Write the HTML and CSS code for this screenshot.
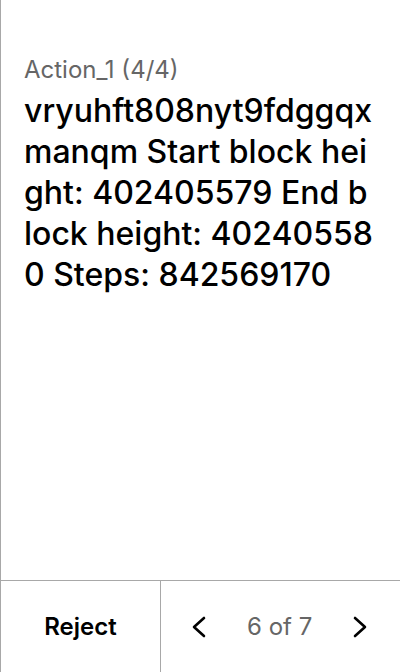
FILE: index.html
```html
<!DOCTYPE html>
<html>
<head>
<meta charset="utf-8">
<link rel="stylesheet" href="styles.css">
</head>
<body>
<div class="screen">
  <main class="content">
    <div class="label">Action_1 (4/4)</div>
    <div class="value">vryuhft808nyt9fdggqx<br>manqm Start block hei<br>ght: 402405579 End b<br>lock height: 40240558<br>0 Steps: 842569170</div>
  </main>
  <footer class="footer">
    <button class="reject">Reject</button>
    <div class="pager">
      <svg class="chev" width="16" height="24" viewBox="0 0 16 24"><path d="M13 3 L3 12 L13 21" fill="none" stroke="#000" stroke-width="2.6" stroke-linecap="round" stroke-linejoin="round"/></svg>
      <span class="count">6 of 7</span>
      <svg class="chev" width="16" height="24" viewBox="0 0 16 24"><path d="M3 3 L13 12 L3 21" fill="none" stroke="#000" stroke-width="2.6" stroke-linecap="round" stroke-linejoin="round"/></svg>
    </div>
  </footer>
</div>
</body>
</html>
```
FILE: styles.css
```css
html, body {
  margin: 0;
  padding: 0;
  background: #fff;
}
.screen {
  width: 400px;
  height: 672px;
  box-sizing: border-box;
  border-left: 1px solid #a8a8a8;
  display: flex;
  flex-direction: column;
  font-family: Inter, "Noto Sans", sans-serif;
  color: #000;
}
.content {
  flex: 1;
  padding: 54px 22px 0 23px;
}
.label {
  font-size: 24px;
  line-height: 32px;
  color: #666;
}
.value {
  margin-top: 4px;
  font-size: 32px;
  line-height: 41px;
  font-weight: 500;
  white-space: nowrap;
}
.footer {
  height: 92px;
  box-sizing: border-box;
  border-top: 1px solid #a8a8a8;
  display: flex;
}
.reject {
  width: 160px;
  border: none;
  border-right: 1px solid #a8a8a8;
  background: #fff;
  font-family: Inter, "Noto Sans", sans-serif;
  font-size: 24px;
  font-weight: 600;
  color: #000;
  padding: 0;
}
.pager {
  flex: 1;
  display: flex;
  align-items: center;
  padding-left: 30px;
  gap: 40px;
}
.count {
  font-size: 24px;
  color: #666;
}
.chev {
  display: block;
}
```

───

> _What to work on_:
Every line of the data should be copied as it stands, without the images.

> _Problem solution_:
Write the HTML and CSS code for this screenshot.
FILE: index.html
```html
<!DOCTYPE html>
<html>
<head>
<meta charset="utf-8">
<link rel="stylesheet" href="styles.css">
</head>
<body>
<div class="screen">
  <main class="content">
    <div class="label">Action_1 (4/4)</div>
    <div class="value">vryuhft808nyt9fdggqx<br>manqm Start block hei<br>ght: 402405579 End b<br>lock height: 40240558<br>0 Steps: 842569170</div>
  </main>
  <footer class="footer">
    <button class="reject">Reject</button>
    <div class="pager">
      <svg class="chev" width="16" height="24" viewBox="0 0 16 24"><path d="M13 3 L3 12 L13 21" fill="none" stroke="#000" stroke-width="2.6" stroke-linecap="round" stroke-linejoin="round"/></svg>
      <span class="count">6 of 7</span>
      <svg class="chev" width="16" height="24" viewBox="0 0 16 24"><path d="M3 3 L13 12 L3 21" fill="none" stroke="#000" stroke-width="2.6" stroke-linecap="round" stroke-linejoin="round"/></svg>
    </div>
  </footer>
</div>
</body>
</html>
```
FILE: styles.css
```css
html, body {
  margin: 0;
  padding: 0;
  background: #fff;
}
.screen {
  width: 400px;
  height: 672px;
  box-sizing: border-box;
  border-left: 1px solid #a8a8a8;
  display: flex;
  flex-direction: column;
  font-family: Inter, "Noto Sans", sans-serif;
  color: #000;
}
.content {
  flex: 1;
  padding: 54px 22px 0 23px;
}
.label {
  font-size: 24px;
  line-height: 32px;
  color: #666;
}
.value {
  margin-top: 4px;
  font-size: 32px;
  line-height: 41px;
  font-weight: 500;
  white-space: nowrap;
}
.footer {
  height: 92px;
  box-sizing: border-box;
  border-top: 1px solid #a8a8a8;
  display: flex;
}
.reject {
  width: 160px;
  border: none;
  border-right: 1px solid #a8a8a8;
  background: #fff;
  font-family: Inter, "Noto Sans", sans-serif;
  font-size: 24px;
  font-weight: 600;
  color: #000;
  padding: 0;
}
.pager {
  flex: 1;
  display: flex;
  align-items: center;
  padding-left: 30px;
  gap: 40px;
}
.count {
  font-size: 24px;
  color: #666;
}
.chev {
  display: block;
}
```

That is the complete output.